** begin DATASET ENTRIES **

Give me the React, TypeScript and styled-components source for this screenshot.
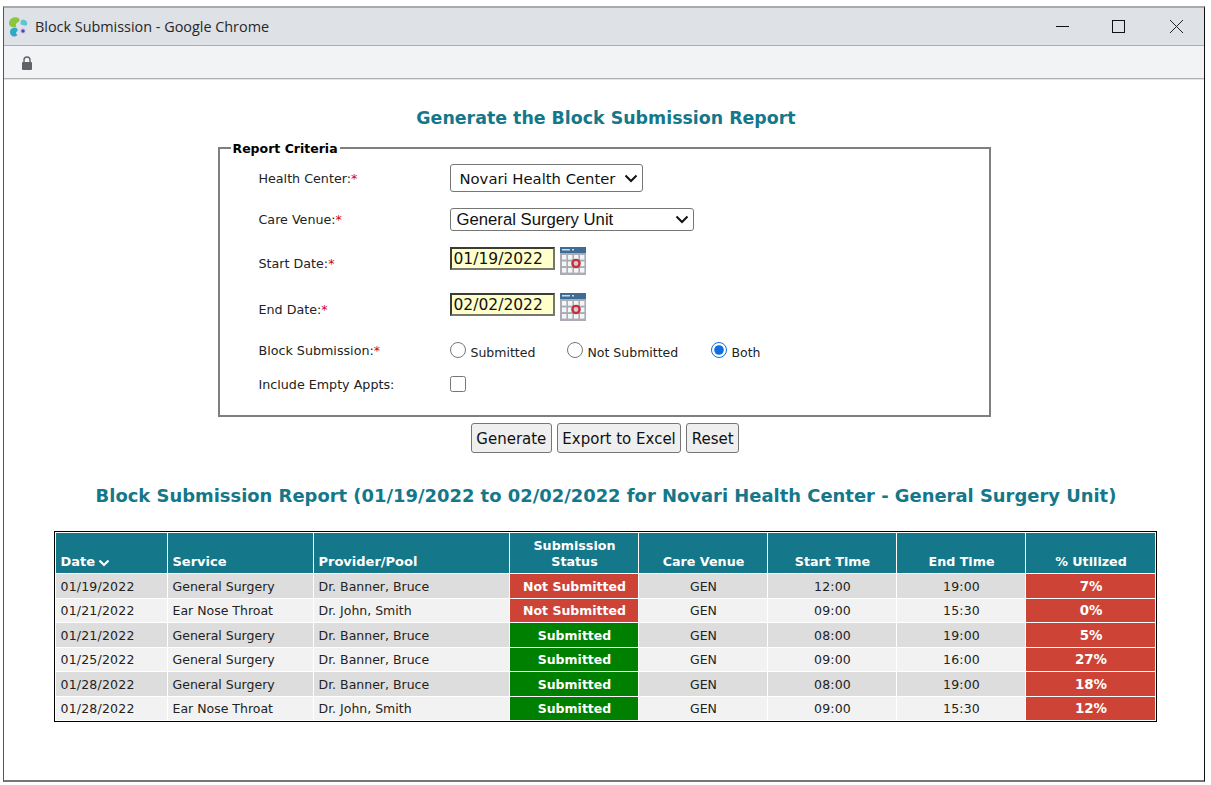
import React from 'react';
import styled, { createGlobalStyle } from 'styled-components';

const Global = createGlobalStyle`
  html, body { margin: 0; padding: 0; background: #fff; }
  body { font-family: "DejaVu Sans", Verdana, sans-serif; }
`;

const chevron = encodeURIComponent(
  '<svg xmlns="http://www.w3.org/2000/svg" width="14" height="9" viewBox="0 0 14 9"><path d="M1.5 1.5L7 7L12.5 1.5" fill="none" stroke="#111" stroke-width="2"/></svg>'
);

const Page = styled.div`
  width: 1211px;
  height: 785px;
  padding: 6px 6px 3px 3px;
  box-sizing: border-box;
  overflow: hidden;
`;
const Win = styled.div`
  height: 776px;
  box-sizing: border-box;
  border-top: 2px solid #a8a9aa;
  border-left: 1px solid #555;
  border-right: 1px solid #111;
  border-bottom: 2px solid #777;
  display: flex;
  flex-direction: column;
`;
const TitleBar = styled.div`
  height: 37px;
  flex: none;
  background: #dee1e6;
  border-bottom: 1px solid #acadae;
  display: flex;
  align-items: center;
  padding-left: 4px;
`;
const TitleText = styled.span`
  font: 14.4px "Open Sans", "Noto Sans", sans-serif;
  color: #24272b;
  margin-left: 6px;
  flex: 1;
`;
const WinButton = styled.div<{ $w: number }>`
  width: ${p => p.$w}px;
  height: 37px;
  display: flex;
  align-items: center;
  justify-content: center;
`;
const WinButtons = styled.div`
  display: flex;
`;
const AddressBar = styled.div`
  height: 33px;
  flex: none;
  background: #f1f3f4;
  border-bottom: 1px solid #aeafb0;
  box-shadow: 0 1px 0 #e4e4e4;
  display: flex;
  align-items: center;
  padding: 2px 0 0 17px;
  box-sizing: border-box;
`;
const Content = styled.div`
  flex: 1;
  display: flex;
  flex-direction: column;
  align-items: center;
  padding-left: 2px;
  color: #222;
`;
const Heading = styled.h2<{ $top: number; $size: number }>`
  margin: ${p => p.$top}px 0 0 2px;
  font-size: ${p => p.$size}px;
  line-height: 24px;
  font-weight: 700;
  color: #14778a;
  white-space: nowrap;
`;
const Field = styled.fieldset`
  width: 773px;
  height: 278px;
  margin: 9px 0 0 -2px;
  padding: 0 0 0 39px;
  box-sizing: border-box;
  border: 2px solid #7f7f7f;
  min-inline-size: 0;
`;
const Legend = styled.legend`
  margin-left: -28px;
  padding: 2px 2px 0;
  font-size: 12.5px;
  line-height: 16px;
  font-weight: 700;
  color: #000;
`;
const Rows = styled.div`
  display: flex;
  flex-direction: column;
  padding-top: 7px;
`;
const Row = styled.div<{ $h: number; $gap: number }>`
  height: ${p => p.$h}px;
  margin-bottom: ${p => p.$gap}px;
  display: grid;
  grid-template-columns: 191px 1fr;
  align-items: center;
`;
const Label = styled.label<{ $drop?: number }>`
  font-size: 12.7px;
  color: #222;
  position: relative;
  top: ${p => p.$drop ?? 0}px;
`;
const Req = styled.span`
  color: #d0021b;
`;
const Select = styled.select<{ $w: number; $h: number; $size: number; $font: string; $pad: number }>`
  appearance: none;
  width: ${p => p.$w}px;
  height: ${p => p.$h}px;
  padding: 0 0 0 ${p => p.$pad}px;
  font-family: ${p => p.$font};
  font-size: ${p => p.$size}px;
  background: #fff url("data:image/svg+xml,${chevron}") no-repeat right 4px center;
  color: #111;
  border: 1px solid #767676;
  border-radius: 3px;
  display: block;
`;
const DateWrap = styled.div`
  display: flex;
  align-items: flex-start;
  gap: 5px;
`;
const DateInput = styled.input`
  width: 105px;
  height: 23px;
  box-sizing: border-box;
  padding: 0 0 0 2px;
  font-family: "DejaVu Sans", sans-serif;
  font-size: 15.5px;
  color: #111;
  background: #ffffcc;
  border: 2px solid #3c3c32;
  border-right-color: #77776c;
  border-bottom-color: #77776c;
  outline: none;
`;
const Radios = styled.div`
  display: flex;
  align-items: center;
  padding-top: 4px;
`;
const RadioLabel = styled.label<{ $w: number }>`
  width: ${p => p.$w}px;
  display: flex;
  align-items: center;
  font-size: 12.5px;
  color: #222;
`;
const RadioInput = styled.input`
  width: 16px;
  height: 16px;
  margin: 0 5px 0 0;
  position: relative;
  top: -2px;
  accent-color: #0f6fe0;
`;
const Check = styled.input`
  width: 16px;
  height: 16px;
  margin: 0;
  display: block;
`;
const Buttons = styled.div`
  display: flex;
  gap: 5px;
  margin-top: 6px;
`;
const Btn = styled.button`
  height: 30px;
  padding: 1px 4.5px 0;
  font-family: "DejaVu Sans", sans-serif;
  font-size: 15px;
  color: #111;
  background: #efefef;
  border: 1px solid #767676;
  border-radius: 3px;
`;
const Table = styled.table`
  width: 1102px;
  margin: 23px 0 0 0;
  table-layout: fixed;
  border-collapse: separate;
  border-spacing: 1px;
  border: 1px solid #000;
  font-size: 12.5px;
`;
const Th = styled.th<{ $left?: boolean }>`
  background: #14778a;
  color: #fff;
  font-size: ${p => (p.$left ? 13 : 12.7)}px;
  line-height: 16px;
  font-weight: 700;
  height: 37px;
  vertical-align: bottom;
  padding: 0 3px 3px 5px;
  text-align: ${p => (p.$left ? 'left' : 'center')};
`;
const Tr = styled.tr<{ $alt: boolean }>`
  background: ${p => (p.$alt ? '#f2f2f2' : '#dddddd')};
  height: ${p => (p.$alt ? 23 : 24)}px;
`;
const Td = styled.td<{ $left?: boolean; $num?: boolean }>`
  padding: 0 4px;
  padding-left: ${p => (p.$left ? 5 : 6)}px;
  color: #222;
  letter-spacing: ${p => (p.$num ? 0.2 : 0)}px;
  text-align: ${p => (p.$left ? 'left' : 'center')};
  white-space: nowrap;
`;
const StatusTd = styled.td<{ $tone: 'red' | 'green'; $size?: number }>`
  padding: 0 3px 0 5px;
  text-align: center;
  font-size: ${p => p.$size ?? 12.5}px;
  font-weight: 700;
  color: #fff;
  background: ${p => (p.$tone === 'red' ? '#cd4436' : '#008000')};
  white-space: nowrap;
`;
const Caret = styled.svg`
  margin-left: 3px;
  vertical-align: -1px;
`;

const Logo = () => (
  <svg width="21" height="22" viewBox="0 0 21 22">
    <path d="M1 7 C1 1.5 8 0 10.5 2 C12.5 4 11.5 5.5 9.5 6.5 C7.5 7.5 7.5 9.5 8.5 11 C5 12 1 11 1 7Z" fill="#8cc63f" />
    <path d="M5 12 C8 11 10.5 13 9.5 15 C7.5 16 7.5 18 9.5 19 C6.5 22 2 20.5 2 16 C2 14 3 12.5 5 12Z" fill="#2fa8c9" />
    <path d="M13.5 4 C17 3 20 5.5 19 9 C17 10.5 14.5 8.5 12.5 8.5 C12.5 6.5 12.5 5 13.5 4Z" fill="#5ec4d8" />
    <circle cx="15" cy="15" r="3.2" fill="#d9d2ee" />
    <circle cx="15" cy="15" r="1.8" fill="#5a3fa8" />
  </svg>
);

const Lock = () => (
  <svg width="12" height="14" viewBox="0 0 12 14">
    <path d="M3 6 V4 a3 3 0 0 1 6 0 V6" fill="none" stroke="#5f6368" strokeWidth="1.4" />
    <rect x="1" y="6" width="10" height="8" rx="1" fill="#5f6368" />
  </svg>
);

const CalendarIcon = () => (
  <svg width="26" height="28" viewBox="0 0 26 28">
    <rect x="0" y="0" width="26" height="28" fill="#a9adb3" />
    <rect x="0" y="0" width="26" height="6" fill="#3f6c97" />
    <rect x="2" y="2" width="8" height="1.5" fill="#cfd9e4" />
    <rect x="12" y="2" width="2" height="1.5" fill="#cfd9e4" />
    {[0, 1, 2].map(r =>
      [0, 1, 2, 3].map(c => (
        <rect key={`${r}-${c}`} x={2 + c * 6} y={8 + r * 6.5} width="4.4" height="4.6" fill="#f4f5f7" />
      ))
    )}
    <circle cx="16" cy="16.5" r="3.6" fill="#d8c8cc" stroke="#c0303a" strokeWidth="2.4" />
  </svg>
);

type RowData = [string, string, string, string, 'red' | 'green', string, string, string];
const rows: RowData[] = [
  ['01/19/2022', 'General Surgery', 'Dr. Banner, Bruce', 'Not Submitted', 'red', '12:00', '19:00', '7%'],
  ['01/21/2022', 'Ear Nose Throat', 'Dr. John, Smith', 'Not Submitted', 'red', '09:00', '15:30', '0%'],
  ['01/21/2022', 'General Surgery', 'Dr. Banner, Bruce', 'Submitted', 'green', '08:00', '19:00', '5%'],
  ['01/25/2022', 'General Surgery', 'Dr. Banner, Bruce', 'Submitted', 'green', '09:00', '16:00', '27%'],
  ['01/28/2022', 'General Surgery', 'Dr. Banner, Bruce', 'Submitted', 'green', '08:00', '19:00', '18%'],
  ['01/28/2022', 'Ear Nose Throat', 'Dr. John, Smith', 'Submitted', 'green', '09:00', '15:30', '12%'],
];

export default function App() {
  return (
    <Page>
      <Global />
      <Win>
        <TitleBar>
          <Logo />
          <TitleText>Block Submission - Google Chrome</TitleText>
          <WinButtons>
            <WinButton $w={51}>
              <svg width="13" height="13" viewBox="0 0 13 13"><path d="M0 6.5H13" stroke="#111" strokeWidth="1" /></svg>
            </WinButton>
            <WinButton $w={61}>
              <svg width="13" height="13" viewBox="0 0 13 13"><rect x="0.5" y="0.5" width="12" height="12" fill="none" stroke="#111" strokeWidth="1" /></svg>
            </WinButton>
            <WinButton $w={55}>
              <svg width="13" height="13" viewBox="0 0 13 13"><path d="M0 0L13 13M13 0L0 13" stroke="#222" strokeWidth="1" /></svg>
            </WinButton>
          </WinButtons>
        </TitleBar>
        <AddressBar><Lock /></AddressBar>
        <Content>
          <Heading $top={27} $size={17.4}>Generate the Block Submission Report</Heading>
          <Field>
            <Legend>Report Criteria</Legend>
            <Rows>
              <Row $h={28} $gap={16}>
                <Label>Health Center:<Req>*</Req></Label>
                <Select $w={193} $h={28} $size={14.8} $pad={9} $font={'"DejaVu Sans", sans-serif'} defaultValue="n">
                  <option value="n">Novari Health Center</option>
                </Select>
              </Row>
              <Row $h={23} $gap={16}>
                <Label>Care Venue:<Req>*</Req></Label>
                <Select $w={244} $h={23} $size={16.7} $pad={6} $font={'"Liberation Sans", sans-serif'} defaultValue="g">
                  <option value="g">General Surgery Unit</option>
                </Select>
              </Row>
              <Row $h={28} $gap={18}>
                <Label $drop={2}>Start Date:<Req>*</Req></Label>
                <DateWrap>
                  <DateInput defaultValue="01/19/2022" />
                  <CalendarIcon />
                </DateWrap>
              </Row>
              <Row $h={28} $gap={18}>
                <Label $drop={2}>End Date:<Req>*</Req></Label>
                <DateWrap>
                  <DateInput defaultValue="02/02/2022" />
                  <CalendarIcon />
                </DateWrap>
              </Row>
              <Row $h={22} $gap={14}>
                <Label>Block Submission:<Req>*</Req></Label>
                <Radios>
                  <RadioLabel $w={117}><RadioInput type="radio" name="b" />Submitted</RadioLabel>
                  <RadioLabel $w={144}><RadioInput type="radio" name="b" />Not Submitted</RadioLabel>
                  <RadioLabel $w={60}><RadioInput type="radio" name="b" defaultChecked />Both</RadioLabel>
                </Radios>
              </Row>
              <Row $h={18} $gap={0}>
                <Label>Include Empty Appts:</Label>
                <Check type="checkbox" />
              </Row>
            </Rows>
          </Field>
          <Buttons>
            <Btn>Generate</Btn>
            <Btn>Export to Excel</Btn>
            <Btn>Reset</Btn>
          </Buttons>
          <Heading $top={31} $size={17.93}>Block Submission Report (01/19/2022 to 02/02/2022 for Novari Health Center - General Surgery Unit)</Heading>
          <Table>
            <colgroup>
              <col style={{ width: 111 }} />
              <col style={{ width: 145 }} />
              <col style={{ width: 195 }} />
              <col style={{ width: 128 }} />
              <col style={{ width: 128 }} />
              <col style={{ width: 128 }} />
              <col style={{ width: 128 }} />
              <col style={{ width: 129 }} />
            </colgroup>
            <thead>
              <tr>
                <Th $left>Date<Caret width="12" height="8" viewBox="0 0 12 8"><path d="M1.5 1.5L6 6L10.5 1.5" fill="none" stroke="#fff" strokeWidth="2.2" /></Caret></Th>
                <Th $left>Service</Th>
                <Th $left>Provider/Pool</Th>
                <Th>Submission<br />Status</Th>
                <Th>Care Venue</Th>
                <Th>Start Time</Th>
                <Th>End Time</Th>
                <Th>% Utilized</Th>
              </tr>
            </thead>
            <tbody>
              {rows.map((r, i) => (
                <Tr key={i} $alt={i % 2 === 1}>
                  <Td $left $num>{r[0]}</Td>
                  <Td $left>{r[1]}</Td>
                  <Td $left>{r[2]}</Td>
                  <StatusTd $tone={r[4]}>{r[3]}</StatusTd>
                  <Td>GEN</Td>
                  <Td $num>{r[5]}</Td>
                  <Td $num>{r[6]}</Td>
                  <StatusTd $tone="red" $size={13.4}>{r[7]}</StatusTd>
                </Tr>
              ))}
            </tbody>
          </Table>
        </Content>
      </Win>
    </Page>
  );
}
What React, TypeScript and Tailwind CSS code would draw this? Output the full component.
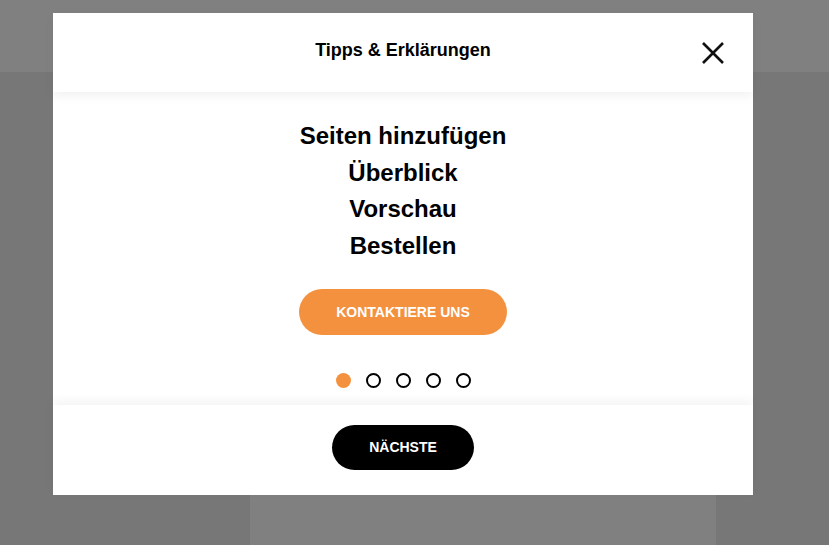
import React from "react";

export default function App() {
  return (
    <div
      className="relative w-[829px] h-[545px] overflow-hidden bg-[#777777]"
      style={{ fontFamily: '"Liberation Sans", Arial, sans-serif' }}
    >
      {/* dimmed page behind */}
      <div className="h-[72px] bg-[#808080]" />
      <div className="flex h-[473px]">
        <div className="w-[250px]" />
        <div className="w-[466px] bg-[#808080]" />
      </div>

      {/* modal */}
      <div className="absolute left-[53px] top-[13px] w-[700px] h-[482px] bg-white flex flex-col">
        <div className="relative z-10 h-[79px] flex items-center justify-center shadow-[0_4px_10px_rgba(0,0,0,0.06)] bg-white">
          <h2 className="text-[18px] font-bold text-black -mt-[5px]">Tipps &amp; Erklärungen</h2>
          <button className="absolute left-[648px] top-[28px] w-[24px] h-[24px] flex items-center justify-center">
            <svg width="24" height="24" viewBox="0 0 24 24">
              <path d="M2 2 L22 22 M22 2 L2 22" stroke="#111" strokeWidth="2.6" fill="none" />
            </svg>
          </button>
        </div>

        <div className="flex-1 flex flex-col items-center pt-[26px]">
          <div className="flex flex-col items-center text-[24px] leading-[36.5px] font-bold text-black">
            <div>Seiten hinzufügen</div>
            <div>Überblick</div>
            <div>Vorschau</div>
            <div>Bestellen</div>
          </div>
          <button className="mt-[25px] w-[208px] h-[46px] rounded-full bg-[#f4913f] text-white text-[14px] font-bold">
            KONTAKTIERE UNS
          </button>
          <div className="mt-[38px] flex gap-[15px]">
            <span className="w-[15px] h-[15px] rounded-full bg-[#f4913f]" />
            <span className="w-[15px] h-[15px] rounded-full border-2 border-black" />
            <span className="w-[15px] h-[15px] rounded-full border-2 border-black" />
            <span className="w-[15px] h-[15px] rounded-full border-2 border-black" />
            <span className="w-[15px] h-[15px] rounded-full border-2 border-black" />
          </div>
        </div>

        <div className="h-[90px] flex justify-center pt-[20px] shadow-[0_-4px_10px_rgba(0,0,0,0.05)] bg-white">
          <button className="w-[142px] h-[45px] rounded-full bg-black text-white text-[14px] font-bold">
            NÄCHSTE
          </button>
        </div>
      </div>
    </div>
  );
}
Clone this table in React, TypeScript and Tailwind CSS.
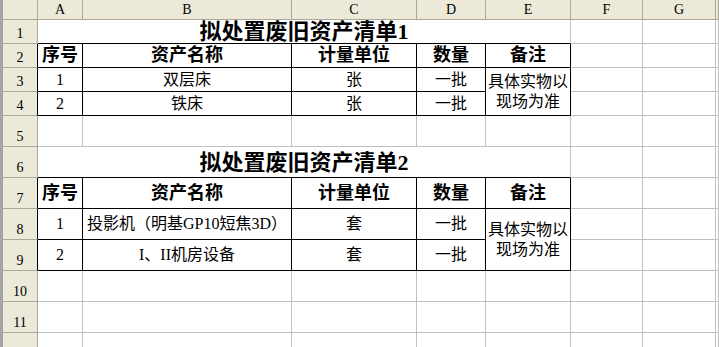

** end DATASET ENTRIES **

• WRITTEN REQUEST
Determine how many lines of the entries above carry the string "TypeScript", and give that number alone.

• SOLUTION TO THE PROBLEM
3